Xavier Dolan and Anne Dorval in J'ai tue ma mere.

I Killed My Mother (J'ai tué ma mère)

  • Directed and written by Xavier Dolan
  • Starring Xavier Dolan and Anne Dorval
  • Classification: 14A

Love sometimes hurts, but love/hate is always pure anguish. That's the two-stroke engine powering I Killed My Mother ( J'ai tué ma mère), a coming-of-age tale as ferociously raw as its teller - the very young Xavier Dolan. Writer, director and star, he's merely 20 himself, just out of those teenage years with his wounds still open and his memories fresh. The result, which earned multiple awards at last year's Cannes Film Festival, is a film much like its protagonist - erratic yet sensitive, screaming trouble and talent at high decibels.

The screaming starts early, and every match features the same opponents. In today's Quebec, 17-year old Hubert (Dolan) lives in two-part disharmony with his divorced mother Chantale (Anne Dorval). They used to be close, they used to talk, now they mainly shout. Why? Certainly not because he's gay. And not just because of their emerging creative differences: He's an aspiring painter, she's a plodding accountant; he reads the classics, she visits tanning salons; he's struggling in his new aesthetic skin, she's content in her philistine armour.

No, these may be precipitating causes, but the real source of their strife is an intense mutual love that has decayed inwards, becoming airless and heavy and sowing the seeds of its opposite. Both seem powerless under its weight. For Hubert, anything can set him off - a lingering crumb on his mother's lips, or just her predictable verbal tics. For her part, Chantale has grown hardened to her son's tirades, although - and this is where Dolan's ear for dialogue is acute - she's not simply the blameless victim of a teenager's angst. The boy frequently has a point: His mom can be truly annoying, and her passive/aggressive manner is often as frustrating for us as for him.

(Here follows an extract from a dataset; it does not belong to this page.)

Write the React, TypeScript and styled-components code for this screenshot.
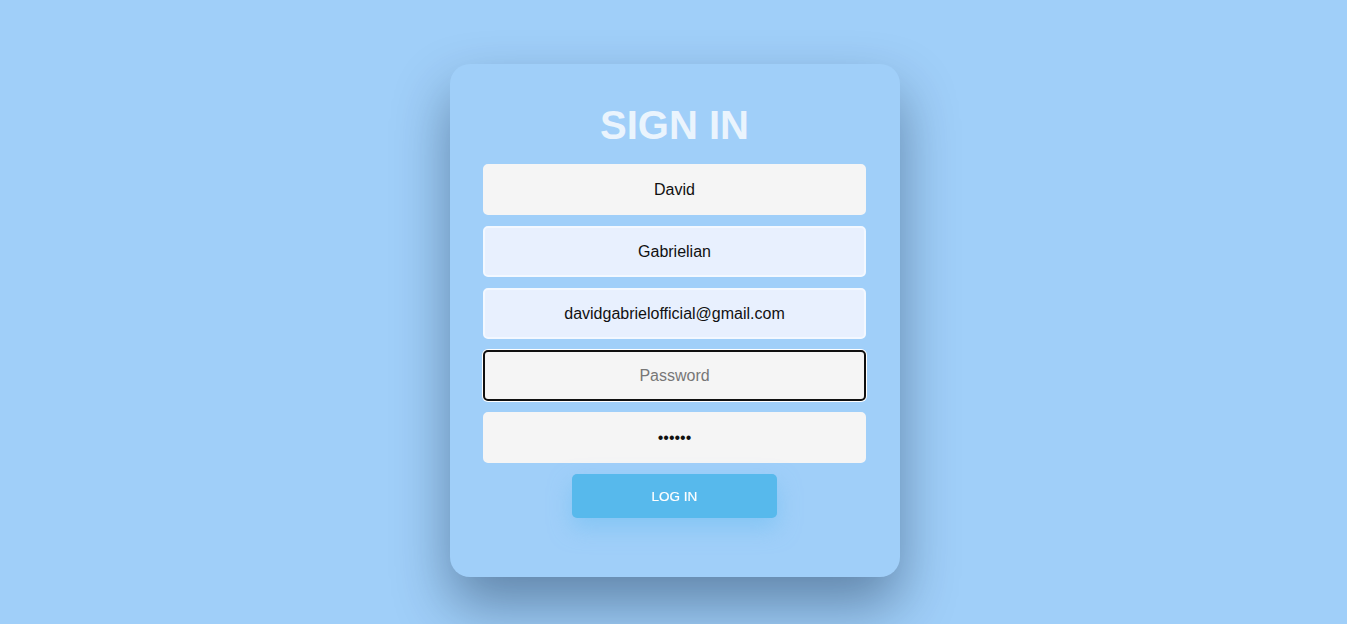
import React from "react";
import styled, { createGlobalStyle } from "styled-components";

const Global = createGlobalStyle`
  html, body {
    margin: 0;
    padding: 0;
    background: #a0cff9;
    font-family: "Liberation Sans", Arial, sans-serif;
  }
  body { min-height: 624px; overflow: hidden; }
`;

const Page = styled.main`
  display: flex;
  justify-content: center;
  padding-top: 64px;
  padding-left: 3px;
  min-height: 624px;
  box-sizing: border-box;
`;

const Card = styled.form`
  width: 450px;
  height: 513px;
  box-sizing: border-box;
  background: #a0cff9;
  border-radius: 20px;
  box-shadow: 0 28px 56px rgba(10, 30, 60, 0.42);
  padding: 38px 34px 0 33px;
  display: flex;
  flex-direction: column;
  align-items: center;
`;

const Title = styled.h1`
  margin: 0 0 16px;
  font-family: "Liberation Sans", Arial, sans-serif;
  font-size: 40px;
  font-weight: 700;
  line-height: 46px;
  color: #eaf4fd;
  text-align: center;
`;

const Field = styled.input<{ $autofill?: boolean; $focused?: boolean }>`
  width: 383px;
  height: 51px;
  box-sizing: border-box;
  margin: 0 0 11px;
  border-radius: 5px;
  border: 2px solid ${(p) => (p.$autofill ? "#f3f8ff" : "#f5f5f5")};
  background: ${(p) => (p.$autofill ? "#e8f0fe" : "#f5f5f5")};
  font-family: "Liberation Sans", Arial, sans-serif;
  font-size: 16px;
  color: #111;
  text-align: center;
  padding: 0 12px;
  outline: ${(p) => (p.$focused ? "2px solid #101010" : "none")};
  outline-offset: -2px;
  box-shadow: ${(p) => (p.$focused ? "0 0 0 1px #ffffff" : "none")};

  &:focus {
    outline: 2px solid #101010;
    outline-offset: -2px;
  }

  &::placeholder {
    color: #777;
  }
`;

const Button = styled.button`
  width: 205px;
  height: 44px;
  border: none;
  border-radius: 5px;
  background: #57b9ec;
  color: #ffffff;
  font-family: "Liberation Sans", Arial, sans-serif;
  font-size: 13.5px;
  -webkit-text-stroke: 0.2px #ffffff;
  box-shadow: 0 10px 22px rgba(110, 190, 240, 0.55);
  cursor: pointer;
`;

export default function App() {
  return (
    <>
      <Global />
      <Page>
        <Card onSubmit={(e) => e.preventDefault()}>
          <Title>SIGN IN</Title>
          <Field type="text" defaultValue="David" placeholder="First name" />
          <Field type="text" defaultValue="Gabrielian" placeholder="Last name" $autofill />
          <Field
            type="email"
            defaultValue="davidgabrielofficial@gmail.com"
            placeholder="Email"
            $autofill
          />
          <Field type="password" placeholder="Password" $focused autoFocus />
          <Field type="password" defaultValue="123456" placeholder="Confirm password" />
          <Button type="submit">LOG IN</Button>
        </Card>
      </Page>
    </>
  );
}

Occasionally, Hubert finds temporary solace in the company of a sympathetic teacher or in the arms of his boyfriend Antonin. Refreshingly, the script treats his homosexuality as a given, an important part of his nature but incidental to the central conflict. And so, being central, the shouting matches form the framework of the first two acts, occurring again and again. Initially, they're riveting in their very realism, and we eavesdrop almost guiltily, like embarrassed intruders on a domestic battlefield. Real too, unfortunately, is the eventual residue of these scenes: The fights come to seem tiresome, and the movie stalls.

As director, Dolan tries to reignite things with his sporadic flourishes - a quick flashback here, a surreal insertion there, abrupt shifts to black and white when Hubert addresses the lens of his video diary. But the techniques all seem a little self-conscious. Far more effective is his rebound in the last act when, without once stooping to sentimentality, Dolan taps into the bedrock of shared affection beneath the pair's volcanic anger, a love much harder to express but no less deeply felt. And the lead performers, who are terrific throughout, get even better as this climax looms.

Dolan has the showier role, and takes full advantage. Hiding behind floppy bangs, he perfectly captures that terrible chameleon lurking within every archetypal teen - sensitive and then brutish, articulate and then mute, conscience-stricken and then unconscionable. However, despite his flamboyance, it's Dorval's nuanced work that anchors the picture. She's superb at alternately soliciting and alienating our sympathies. Even better, watch near the end for an extended sequence where, on the telephone and thus acting alone, Dorval reveals Chantale's inner tiger, her ire directed for once at a third party, a school bureaucrat mired in his male ignorance. At that moment, parent and kid discover a common enemy, and rediscover common ground.

Watch for this too, one of the best parting scenes in any film. They're arguing again, in a car that's pulling up to the bus station where he's about to leave for boarding school. Exasperated, storming off, the son spits out that old teenage trope dripping in cheap melodrama: "What would you do if I died today?" Out of his earshot, a mother half-smiles in resignation at the turned back of her departing child, and then whispers softly to herself: "I'd die tomorrow."